Quién no ha alucinado con la lujuria irrefrenable de Arcadio y Rebeca:“Ella tuvo que hacer un esfuerzo sobrenatural para no morirse cuando una potencia ciclónica asombrosamente regulada la levantó por la cintura y la despojó de su intimidad con tres zarpazos, y la descuartizó como a un pajarito. Alcanzó a dar gracias a Dios por haber nacido, antes de perder la conciencia en el placer inconcebible de aquel dolor insoportable”.


Y, quién no ha admirado la increíble tenacidad de los Buendía para emprender todo aquello que deseaban: “La buscó sin piedad. Con la temeridad atroz con que José Arcadio Buendía atravesó la Sierra para fundar Macondo, con el orgullo ciego con que el coronel Aureliano Buendía promovió sus guerras inútiles, con la tenacidad insensata con que Úrsula aseguró la supervivencia de la estirpe, así buscó Aureliano Segundo a Fernanda, sin un solo instante de desaliento”.


Imagino que hasta el mismo Gabo terminó por convertirse en uno de sus personajes. Cuando escuchaba noticias de su salud, no podía evitar imaginarlo como Melquíades: el anciano que aún no desaparece físicamente pero que ya nadie toma en cuenta; y que camina solo de cuarto en cuarto arrastrando los pies como un fantasma. También era fácil imaginarlo como en los últimos días de José Arcadio: una sombra a quien la soledad y el olvido lo han aislado tanto de los demás que no tiene forma de encontrar alguna diferencia entre lunes y martes; relegado e imposibilitado de unirse a actividades que le hagan sentir el transcurso del tiempo se preguntaría como el patriarca de los Buendía: 

“¿Qué día es hoy?” Aureliano le contestaba que era martes. “Eso mismo pensaba yo”, decía José Arcadio, “pero de pronto me he dado cuenta de que sigue siendo lunes”.

Eso y mucho más es el mundo de Macondo, por eso envidio a los que van a leerlo por primera vez porque el sentimiento de perplejidad inicial y los personajes desmesurados que te maravillan son una sensación única e irrepetible. Ciertamente, la feliz perplejidad va a continuar en las lecturas posteriores, pero Gerard Genette define perfectamente lo que se ha denominado “la ultimidad de la primera vez, en la medida en que se experimenta intensamente su valor inaugural, es siempre al mismo tiempo una última vez, porque es para siempre la última de las primeras veces, y que después de ella, inevitablemente, comienza el reino de la repetición y de la costumbre”.

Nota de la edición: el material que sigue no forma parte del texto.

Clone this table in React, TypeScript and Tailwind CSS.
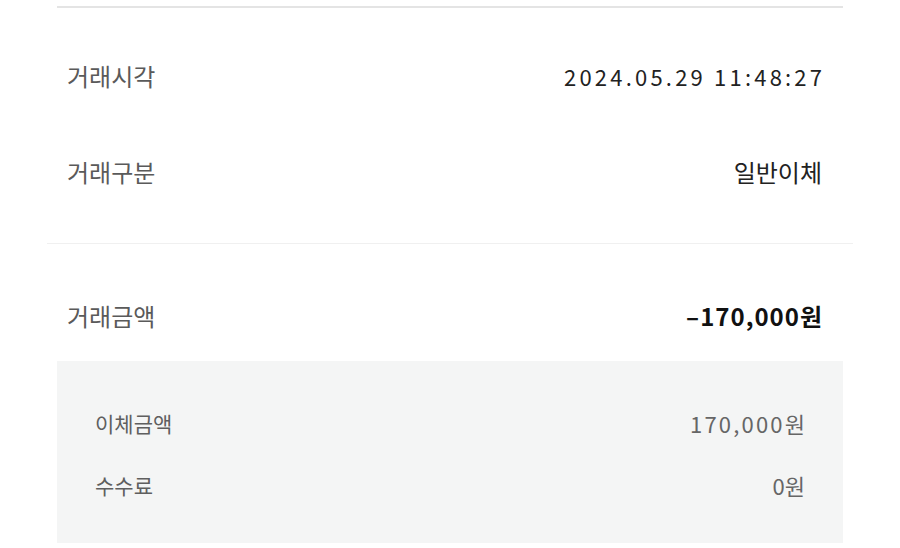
const font = {fontFamily: '"Noto Sans CJK KR", "Noto Sans", sans-serif'}

interface RowProps {
  label: string
  value: string
  strong?: boolean
  spacing?: string
}

const Row = ({label, value, strong, spacing}: RowProps) => (
  <div className="flex items-center justify-between h-[32px] pl-[10px] pr-[21px]">
    <span className="text-[24px] leading-[32px] text-[#5a5a5a]">{label}</span>
    <span
      className={`leading-[32px] ${strong ? 'font-bold text-[#111]' : 'text-[#222]'} ${spacing ?? 'text-[24px]'}`}
    >
      {value}
    </span>
  </div>
)

const SubRow = ({label, value, spacing}: RowProps) => (
  <div className="flex items-center justify-between h-[28px]">
    <span className="text-[21px] leading-[28px] text-[#5f5f5f]">{label}</span>
    <span className={`text-[22px] leading-[28px] text-[#666] ${spacing ?? ''}`}>{value}</span>
  </div>
)

export default function App() {
  return (
    <div className="w-[900px] h-[548px] bg-white overflow-hidden" style={font}>
      <div className="mx-[57px] mt-[6px] h-[2px] bg-[#e4e4e4]" />

      <div className="mx-[57px] mt-[52px] flex flex-col gap-[64px]">
        <Row label="거래시각" value="2024.05.29 11:48:27" spacing="text-[22px] tracking-[3.2px] -mr-[3.2px]" />
        <Row label="거래구분" value="일반이체" />
      </div>

      <div className="mx-[47px] mt-[55px] h-px bg-[#f0f0f0]" />

      <div className="mx-[57px] mt-[56px]">
        <Row label="거래금액" value="–170,000원" strong spacing="text-[24px] tracking-[1px] -mr-[1px]" />
      </div>

      <div className="mx-[57px] mt-[29px] h-[182px] bg-[#f4f5f5] px-[38px] pt-[48px] flex flex-col gap-[34px]">
        <SubRow label="이체금액" value="170,000원" spacing="tracking-[2.2px] -mr-[2.2px]" />
        <SubRow label="수수료" value="0원" />
      </div>
    </div>
  )
}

Y por esa milagrosa primera vez, le doy las gracias, por devolverme la capacidad infantil del asombro ante la vida cotidiana y reinventar mundos, palabras y verbos que no podrían haberse dicho mejor :“De un tirón brutal la despojó de la túnica de baño antes de que ella tuviera tiempo de impedirlo, y se asomó al abismo de una desnudez recién lavada que no tenía una matiz de la piel, ni una veta de vellos, ni un lunar recóndito que él no hubiera imaginado en las tinieblas de otros cuartos. Amaranta se defendía sinceramente, con astucias de hembra sabia, comadrejeando el escurridizo y flexible y fragante cuerpo de comadreja, mientras le alacraneaba la cara con las uñas”.


Gracias a Gabo no sentí la menor angustia de dejar la facultad de Derecho y abandonarme a esa felicidad irresponsable de habitar por un tiempo el paraíso artificial que él construyó para mí. Sus palabras fueron vehículo y refugio.Seguramente lloré por esa relación que nos unía y que me deja con una sensación de orfandad. 

Cuando ahora escribo esto, me gusta pensar que le estoy agradeciendo directamente, (será porque me ha contagiado su imaginación desbocada) como si mis palabras pudiesen alcanzarlo a tiempo.